2. The method of claim 1 further comprising:
sensing if the buildup exists; and
rotating the mixer in the abnormal direction to shed the particles from the mixer
if the buildup exists.
3. The method of claim 2 wherein the sensing includes sensing a voltage or current drawn
from the mixer.
4. The method of claim 1, 2 or 3 further comprising:
rotating the mixer in the normal direction for a first amount of time; and
rotating the mixer in the abnormal direction for a second amount of time, wherein
the second amount of time is less than the first amount of time.
5. The method of any preceding claim further comprising:
rotating the mixer in the normal direction to maintain the particles in suspension
after shedding the particles from the mixer.
6. The method of any preceding claim wherein the particles are further comprised of fibers.
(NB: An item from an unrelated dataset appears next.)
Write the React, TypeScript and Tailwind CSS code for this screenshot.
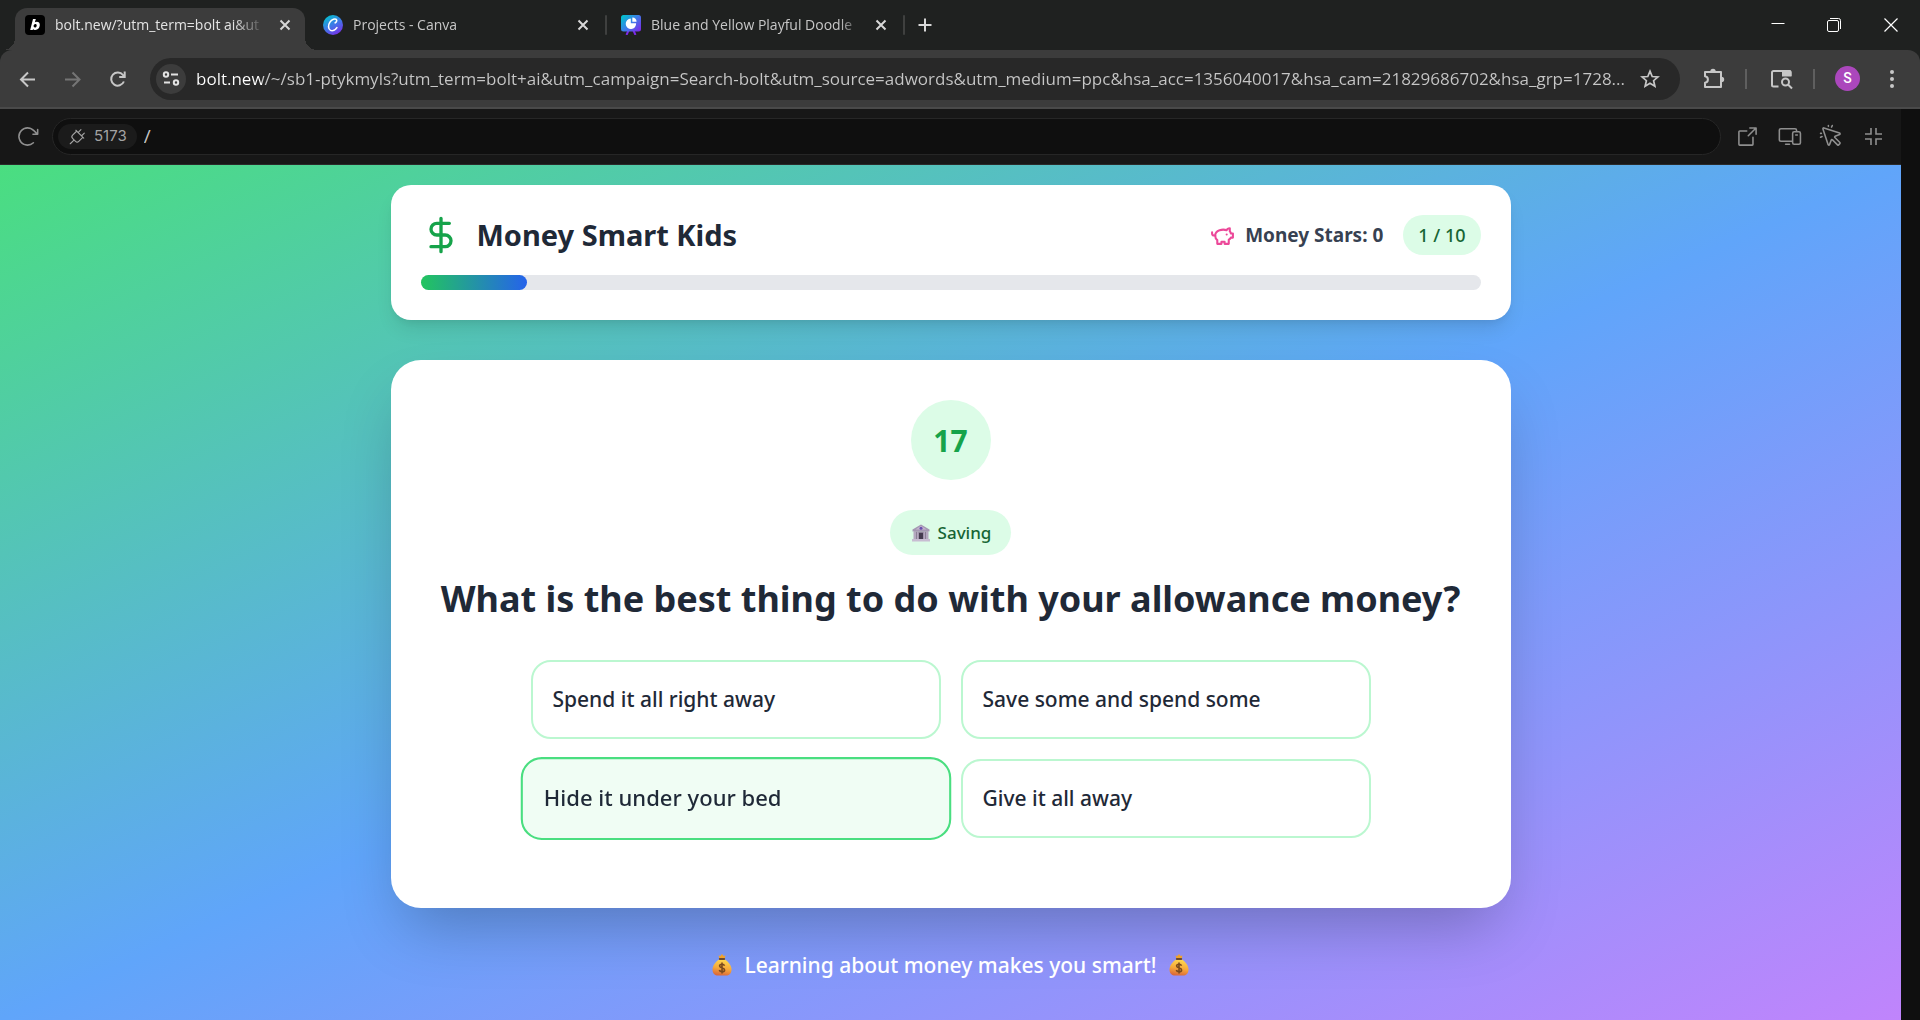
import type { ReactNode } from "react";
import { PiArrowClockwise, PiArrowSquareOut, PiCursorClick, PiDevices, PiPlug } from "react-icons/pi";

function BoltFavicon() {
  return (
    <svg viewBox="0 0 20 20" className="size-5 shrink-0" aria-hidden="true">
      <rect width="20" height="20" rx="4" fill="#000" />
      <path
        fillRule="evenodd"
        d="M8 4h2.800l-.9 3.300c.6-.4 1.200-.6 1.900-.6 1.900 0 3 1.200 3 3.100 0 2.900-1.900 5.200-4.500 5.200-1 0-1.800-.4-2.200-1l-.4.900H5.200L8 4Zm2.300 4.900c-1 0-1.700 1-1.700 2.200 0 .9.500 1.400 1.300 1.400 1.100 0 1.800-.9 1.800-2.100 0-1-.5-1.500-1.400-1.500Z"
        fill="#fff"
      />
    </svg>
  );
}

function CanvaFavicon() {
  return (
    <svg viewBox="0 0 20 20" className="size-5 shrink-0" aria-hidden="true">
      <defs>
        <linearGradient id="canva" x1="0.2" y1="0" x2="0.8" y2="1">
          <stop offset="0" stopColor="#00c4cc" />
          <stop offset="0.5" stopColor="#3f78e8" />
          <stop offset="1" stopColor="#7d2ae8" />
        </linearGradient>
      </defs>
      <circle cx="10" cy="10" r="10" fill="url(#canva)" />
      <path
        d="M12.200 7.800c1.200-.6 2-2.300 1.200-3.200-1.100-1.300-4.600-.4-6.500 2.500-2.100 3.200-1.700 7.200.6 8.300 2.100 1 4.900-.3 6.400-2.700"
        fill="none"
        stroke="#fff"
        strokeWidth="1.600"
        strokeLinecap="round"
      />
    </svg>
  );
}

function PresentationFavicon() {
  return (
    <svg viewBox="0 0 20 20" className="size-5 shrink-0" aria-hidden="true">
      <defs>
        <linearGradient id="deck" x1="0" y1="0.100" x2="1" y2="0.900">
          <stop offset="0" stopColor="#00c4cc" />
          <stop offset="0.500" stopColor="#3c7ee8" />
          <stop offset="1" stopColor="#7d2ae8" />
        </linearGradient>
      </defs>
      <path d="M7.500 15.500 5.500 20M12.500 15.500 14.500 20" stroke="#7d2ae8" strokeWidth="2" />
      <rect width="20" height="16.500" rx="2.500" fill="url(#deck)" />
      <path d="M9.800 3.600V8.300h5.300a5.200 5.200 0 1 1-5.300-4.700Z" fill="#fff" />
      <path d="M11.300 2.500a4.500 4.500 0 0 1 4.300 4.300h-4.300V2.500Z" fill="#fff" />
    </svg>
  );
}

function CloseGlyph() {
  return (
    <svg viewBox="0 0 20 20" className="size-5" fill="none" stroke="currentColor" strokeWidth="2" aria-hidden="true">
      <path d="m5.500 5.500 9 9M14.500 5.500l-9 9" />
    </svg>
  );
}

type TabProps = { icon: ReactNode; title: string; active?: boolean; divider?: boolean };

function Tab({ icon, title, active, divider }: TabProps) {
  return (
    <div className="flex h-[42px] w-[298px] shrink-0 items-center">
      <div
        className={
          active
            ? "relative flex h-full w-[290px] items-start rounded-t-xl bg-[#3c3c3c] pt-[7px] pr-2.5 pl-2.5"
            : "flex h-full w-[290px] items-start pt-[7px] pr-2.5 pl-2.5"
        }
      >
        {active && (
          <>
            <span className="absolute bottom-0 -left-3 size-3 bg-[radial-gradient(circle_at_0_0,transparent_12px,#3c3c3c_12px)]" />
            <span className="absolute -right-3 bottom-0 size-3 bg-[radial-gradient(circle_at_100%_0,transparent_12px,#3c3c3c_12px)]" />
          </>
        )}
        <button type="button" className="flex min-w-0 flex-1 items-center gap-2.5 text-left">
          {icon}
          <span
            className={
              active
                ? "min-w-0 flex-1 overflow-hidden mask-r-from-85% text-[14px] leading-5 whitespace-nowrap text-[#e3e3e3]"
                : "min-w-0 flex-1 overflow-hidden mask-r-from-90% text-[14px] leading-5 whitespace-nowrap text-[#c7c7c7]"
            }
          >
            {title}
          </span>
        </button>
        <button type="button" aria-label="Close tab" className="ml-2.5 text-[#d8d8d8]">
          <CloseGlyph />
        </button>
      </div>
      <span className={divider ? "mb-2 ml-0.5 h-5 w-0.5 rounded-full bg-[#3f403f]" : "hidden"} />
    </div>
  );
}

function TabStrip() {
  return (
    <div className="flex h-[50px] items-end bg-[#1f2120] pl-[15px] font-['Open_Sans',sans-serif]">
      <Tab active icon={<BoltFavicon />} title="bolt.new/?utm_term=bolt ai&ut" />
      <Tab divider icon={<CanvaFavicon />} title="Projects - Canva" />
      <Tab divider icon={<PresentationFavicon />} title="Blue and Yellow Playful Doodle" />
      <button type="button" aria-label="New tab" className="mb-3.5 ml-[5px] text-[#d8d8d8]">
        <svg viewBox="0 0 22 22" className="size-[22px]" fill="none" stroke="currentColor" strokeWidth="2" aria-hidden="true">
          <path d="M11 4.500v13M4.500 11h13" />
        </svg>
      </button>
      <div className="ml-auto flex h-full items-center text-white">
        <button type="button" aria-label="Minimize" className="flex h-full w-14 items-center justify-center">
          <svg viewBox="0 0 14 14" className="size-3.5" aria-hidden="true">
            <path d="M0.500 5.500h13" stroke="currentColor" />
          </svg>
        </button>
        <button type="button" aria-label="Restore" className="flex h-full w-14 items-center justify-center">
          <svg viewBox="0 0 14 14" className="size-3.5" fill="none" stroke="currentColor" aria-hidden="true">
            <rect x="0.500" y="2.500" width="11" height="11" rx="1.500" />
            <path d="M3 .5h8.500a2 2 0 0 1 2 2V11" />
          </svg>
        </button>
        <button type="button" aria-label="Close window" className="flex h-full w-[58px] items-center justify-center">
          <svg viewBox="0 0 14 14" className="size-3.5" stroke="currentColor" strokeWidth="1.200" aria-hidden="true">
            <path d="m.5.5 13 13M13.500.5l-13 13" />
          </svg>
        </button>
      </div>
    </div>
  );
}

function AddressRow() {
  return (
    <div className="bg-[#1f2120] font-['Open_Sans',sans-serif]">
      <div className="flex h-[59px] items-center rounded-t-xl border-b-2 border-[#4a4a4a] bg-[#3c3c3c] pr-4 pl-[18px] text-[#c7c7c7]">
        <button type="button" aria-label="Back">
          <svg viewBox="0 0 20 20" className="size-5" fill="none" stroke="currentColor" strokeWidth="2" aria-hidden="true">
            <path d="M17 10.500H3.500M10 3.500l-7 7 7 7" />
          </svg>
        </button>
        <button type="button" aria-label="Forward" className="ml-[25px] text-[#757575]">
          <svg viewBox="0 0 20 20" className="size-5" fill="none" stroke="currentColor" strokeWidth="2" aria-hidden="true">
            <path d="M2 10.500h14M9.500 3.500l7 7-7 7" />
          </svg>
        </button>
        <button type="button" aria-label="Reload" className="ml-[25px]">
          <svg viewBox="0 0 20 20" className="size-5" fill="none" stroke="currentColor" strokeWidth="2" aria-hidden="true">
            <path d="M15.900 12.500A6.600 6.600 0 1 1 15 6l1.700 1.800" />
            <path d="M16.700 2.500V8h-5.500" />
          </svg>
        </button>
        <div className="ml-[22px] flex h-[42px] min-w-0 flex-1 items-center rounded-full bg-[#282828] pr-5 pl-1.5">
          <button
            type="button"
            aria-label="Site information"
            className="flex size-[30px] shrink-0 items-center justify-center rounded-full bg-[#3c3c3c]"
          >
            <svg viewBox="0 0 18 18" className="size-[18px]" fill="none" stroke="#e3e3e3" strokeWidth="2" aria-hidden="true">
              <circle cx="4" cy="4.500" r="2.200" />
              <path d="M9 4.500h7M2 12.500h6" />
              <circle cx="14" cy="12.500" r="2.200" />
            </svg>
          </button>
          <input
            type="text"
            aria-label="Address"
            defaultValue="bolt.new/~/sb1-ptykmyls?utm_term=bolt+ai&utm_campaign=Search-bolt&utm_source=adwords&utm_medium=ppc&hsa_acc=1356040017&hsa_cam=21829686702&hsa_grp=1728..."
            className="ml-2.5 h-8 min-w-0 flex-1 bg-[linear-gradient(90deg,#ffffff_66px,#c7c7c7_66px)] bg-clip-text text-[17px] text-transparent outline-none"
          />
          <button type="button" aria-label="Bookmark this tab" className="ml-4">
            <svg viewBox="0 0 20 20" className="size-5" fill="none" stroke="currentColor" strokeWidth="1.700" aria-hidden="true">
              <path d="m10 2.200 2.200 5.300 5.700.5-4.300 3.700 1.300 5.600-4.900-3-4.900 3 1.300-5.600L2.100 8l5.700-.5L10 2.200Z" />
            </svg>
          </button>
        </div>
        <button type="button" aria-label="Extensions" className="ml-[21px]">
          <svg viewBox="0 0 24 24" className="size-6" aria-hidden="true">
            <path
              d="M4 5h16v15H4v-4.300c1.800-.2 2.900-1.500 2.900-3.200S5.800 9.500 4 9.300V5Z"
              fill="none"
              stroke="currentColor"
              strokeWidth="2"
              strokeLinejoin="round"
            />
            <path d="M9.300 4.500a2.700 2.700 0 0 1 5.400 0ZM20.500 9.800a2.700 2.700 0 0 1 0 5.400Z" fill="currentColor" />
          </svg>
        </button>
        <span className="ml-5 h-5 w-0.5 bg-[#5f5f5f]" />
        <button type="button" aria-label="Search side panel" className="ml-[22px]">
          <svg viewBox="0 0 24 24" className="size-6" fill="none" stroke="currentColor" strokeWidth="2" aria-hidden="true">
            <path d="M9.500 19.500H4.500a1.500 1.500 0 0 1-1.500-1.500V5.500A1.500 1.500 0 0 1 4.500 4H20a1.500 1.500 0 0 1 1.500 1.500V9" />
            <path d="M13 3h7.500a2 2 0 0 1 2 2v4.500H13Z" fill="currentColor" stroke="none" />
            <circle cx="16.500" cy="15" r="3.500" />
            <path d="m19 17.500 4 4" />
          </svg>
        </button>
        <span className="ml-5 h-5 w-0.5 bg-[#5f5f5f]" />
        <button
          type="button"
          aria-label="Profile"
          className="ml-5 flex size-[25px] items-center justify-center rounded-full bg-[#ab47bc] font-[Roboto] text-[14px] font-medium text-white"
        >
          S
        </button>
        <button type="button" aria-label="Browser menu" className="ml-5">
          <svg viewBox="0 0 24 24" className="size-6" fill="currentColor" aria-hidden="true">
            <circle cx="12" cy="5" r="2" />
            <circle cx="12" cy="12" r="2" />
            <circle cx="12" cy="19" r="2" />
          </svg>
        </button>
      </div>
    </div>
  );
}

function PreviewBar() {
  return (
    <div className="flex h-14 items-center border-b border-[#2a2a2a] bg-[#171717] px-[15px] font-['Open_Sans',sans-serif] text-[#8f8f8f]">
      <button type="button" aria-label="Reload preview">
        <PiArrowClockwise className="size-[25px]" />
      </button>
      <div className="ml-3 flex h-[37px] min-w-0 flex-1 items-center rounded-full border border-[#262626] bg-[#0f0f0f] pl-[5px]">
        <button type="button" className="flex h-[25px] items-center gap-2 rounded-full bg-[#1b1b1b] px-2.5 text-[15px] text-[#a3a3a3]">
          <PiPlug className="size-[18px]" />
          <span className="font-[Inter]">5173</span>
        </button>
        <input
          type="text"
          aria-label="Preview path"
          defaultValue="/"
          className="ml-[7px] h-7 min-w-0 flex-1 bg-transparent text-[19px] text-[#c4c4c4] outline-none"
        />
      </div>
      <div className="ml-3.5 flex items-center gap-[17px]">
        <button type="button" aria-label="Open in new tab">
          <PiArrowSquareOut className="size-[25px]" />
        </button>
        <button type="button" aria-label="Device preview">
          <PiDevices className="size-[25px]" />
        </button>
        <button type="button" aria-label="Inspect element">
          <PiCursorClick className="size-[25px]" />
        </button>
        <button type="button" aria-label="Exit full screen">
          <svg viewBox="0 0 25 25" className="size-[25px]" fill="none" stroke="currentColor" strokeWidth="1.600" aria-hidden="true">
            <path d="M10 4v6H4M15 4v6h6M10 21v-6H4M15 21v-6h6" />
          </svg>
        </button>
      </div>
    </div>
  );
}

function DollarIcon() {
  return (
    <svg
      viewBox="0 0 24 24"
      className="size-10"
      fill="none"
      stroke="#16a34a"
      strokeWidth="2"
      strokeLinecap="round"
      strokeLinejoin="round"
      aria-hidden="true"
    >
      <path d="M12 2v20M17 5H9.500a3.500 3.500 0 0 0 0 7h5a3.500 3.500 0 0 1 0 7H6" />
    </svg>
  );
}

function PiggyIcon() {
  return (
    <svg
      viewBox="0 0 24 24"
      className="size-[25px]"
      fill="none"
      stroke="#ec4899"
      strokeWidth="2"
      strokeLinecap="round"
      strokeLinejoin="round"
      aria-hidden="true"
    >
      <path d="M19 5c-1.500 0-2.800 1.400-3 2-3.500-1.500-11-.3-11 5 0 1.800 0 3 2 4.500V20h4v-2h3v2h4v-4c1-.5 1.700-1 2-2h2v-4h-2c0-1-.5-1.500-1-2V5z" />
      <path d="M2 9v1c0 1.100.9 2 2 2h1" />
      <path d="M16 11h.01" />
    </svg>
  );
}

function BankIcon() {
  return (
    <svg viewBox="-1 -1 22 22" className="size-[22px]" role="img" aria-label="Bank">
      <path d="M10 1.500 1.500 6.500V8.500h17V6.500L10 1.500Z" fill="#a597b3" />
      <path d="M10 2.800 4.500 6.500h11L10 2.800Z" fill="#c3b7cd" />
      <path d="M3 8.500h14V16H3Z" fill="#8c8096" />
      <path d="M2.500 8.500h2.500V16H2.500ZM6 8.500h1.500V16H6ZM12.500 8.500H14V16h-1.500ZM15 8.500h2.500V16H15Z" fill="#b5a8c0" />
      <path d="M8 10h4v6H8Z" fill="#453b4f" />
      <path d="M1 16h18v2.500H1Z" fill="#c8bdd2" />
      <circle cx="10" cy="5.200" r="1.500" fill="#6b4fb0" />
    </svg>
  );
}

function MoneyBag() {
  return (
    <svg viewBox="0 0 22 24" className="h-6 w-[22px]" role="img" aria-label="Money bag">
      <defs>
        <linearGradient id="bag" x1="0.600" y1="0" x2="0.400" y2="1">
          <stop offset="0" stopColor="#ffd84f" />
          <stop offset="0.550" stopColor="#f6a93b" />
          <stop offset="1" stopColor="#d9663a" />
        </linearGradient>
      </defs>
      <path d="M7.500 1.500 9.300 2 11 0l1.700 2 1.800-.5-1 3.500h-5l-1-3.500Z" fill="#f0a22f" />
      <path
        d="M8 5.500h6c2.500 1.500 6.500 5.500 6.500 10 0 4-2.500 6-5.500 6H7c-3 0-5.500-2-5.500-6 0-4.500 4-8.500 6.500-10Z"
        fill="url(#bag)"
      />
      <rect x="7.800" y="4" width="6.400" height="2" rx="1" fill="#6b4a2f" />
      <path
        d="M11 8.500v11M13.500 11.800c-.3-1-1.300-1.500-2.500-1.500-1.400 0-2.400.7-2.400 1.800 0 2.500 5 1.200 5 3.800 0 1.100-1.100 1.800-2.600 1.800-1.300 0-2.400-.6-2.700-1.700"
        fill="none"
        stroke="#7a4a1e"
        strokeWidth="1.600"
      />
    </svg>
  );
}

function ScoreHeader() {
  return (
    <header className="rounded-[20px] bg-white p-[30px] shadow-[0_12px_19px_-4px_rgba(0,0,0,0.1),0_5px_8px_-5px_rgba(0,0,0,0.1)]">
      <div className="flex items-center justify-between">
        <div className="flex items-center gap-4">
          <DollarIcon />
          <h1 className="text-[29px] leading-10 font-bold text-[#1f2937]">Money Smart Kids</h1>
        </div>
        <div className="flex items-center gap-5">
          <div className="flex items-center gap-2.5">
            <PiggyIcon />
            <span className="text-[19px] font-bold text-[#374151]">Money Stars: 0</span>
          </div>
          <span className="flex h-10 items-center rounded-full bg-[#dcfce7] px-[15px] text-[18px] font-medium text-[#166534]">
            1 / 10
          </span>
        </div>
      </div>
      <div
        role="progressbar"
        aria-label="Quiz progress"
        aria-valuenow={1}
        aria-valuemin={0}
        aria-valuemax={10}
        className="mt-5 h-[15px] rounded-full bg-[#e5e7eb]"
      >
        <div className="h-full w-1/10 rounded-full bg-linear-to-r/srgb from-[#22c55e] to-[#2563eb]" />
      </div>
    </header>
  );
}

const OPTIONS = ["Spend it all right away", "Save some and spend some", "Hide it under your bed", "Give it all away"];
const HOVERED = 2;

function QuestionCard() {
  return (
    <section className="mt-10 flex flex-col items-center rounded-[30px] bg-white px-10 pt-10 pb-[70px] shadow-[0_31px_62px_-15px_rgba(0,0,0,0.25)]">
      <div className="flex size-20 items-center justify-center rounded-full bg-[#dcfce7] text-[30px] font-bold text-[#16a34a]">
        17
      </div>
      <div className="mt-[30px] flex h-[45px] items-center gap-1.5 rounded-full bg-[#dcfce7] px-5 text-[17px] font-medium text-[#166534]">
        <BankIcon />
        Saving
      </div>
      <h2 className="mt-5 text-center text-[36px] leading-12 font-bold whitespace-nowrap text-[#1f2937]">
        What is the best thing to do with your allowance money?
      </h2>
      <div className="mt-[37px] grid w-full max-w-[840px] grid-cols-2 gap-5">
        {OPTIONS.map((option, i) => (
          <button
            key={option}
            type="button"
            className={
              i === HOVERED
                ? "scale-105 rounded-[20px] border-2 border-[#4ade80] bg-[#f0fdf4] p-5 text-left text-[21px] leading-[35px] font-medium text-[#1f2937]"
                : "rounded-[20px] border-2 border-[#bbf7d0] bg-white p-5 text-left text-[21px] leading-[35px] font-medium text-[#1f2937]"
            }
          >
            {option}
          </button>
        ))}
      </div>
    </section>
  );
}

export default function App() {
  return (
    <div className="flex min-h-screen flex-col bg-[#0f0f0f] font-['Noto_Sans','Open_Sans',sans-serif]">
      <TabStrip />
      <AddressRow />
      <div className="mr-[19px] flex flex-1 flex-col">
        <PreviewBar />
        <main className="flex-1 bg-linear-to-br/srgb from-[#4ade80] via-[#60a5fa] to-[#c084fc] p-5">
          <div className="mx-auto max-w-[1120px]">
            <ScoreHeader />
            <QuestionCard />
            <footer className="mt-10 flex items-center justify-center gap-3 text-[21px] leading-[35px] font-medium text-white">
              <MoneyBag />
              <p>Learning about money makes you smart!</p>
              <MoneyBag />
            </footer>
          </div>
        </main>
      </div>
    </div>
  );
}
7. An apparatus for maintaining fluid in suspension in a mixing tank including fibers
comprises:
a reversible mixer,
a controller providing or configured to provide commands to the mixer to rotate in
a normal direction in which fibers buildup on the mixer, and,
said controller providing or configured to provide commands to the mixer to rotate
in an abnormal direction to shed the fibers from the mixer.
8. The apparatus of claim 7 further comprising:
a sensor sensing if the buildup exists,
the controller providing or configured to provide commands to the mixer to rotate
in an abnormal direction to shed the fibers from the mixer if the buildup exists.
9. The apparatus of claim 8 wherein the sensor includes a voltage or current sensor that
senses voltage or current drawn from the mixer.
10. The apparatus of claim 7, 8 or 9 further comprising:
the controller providing or configured to provide commands to rotate the mixer in
a normal direction for a first amount the controller providing or configured to provide
commands to rotate the mixer in an abnormal direction for a second amount of time
wherein the second amount of time is less than the first amount of time.
11. The apparatus of any of claims 7 to 10 further comprises: a shaft and an impeller.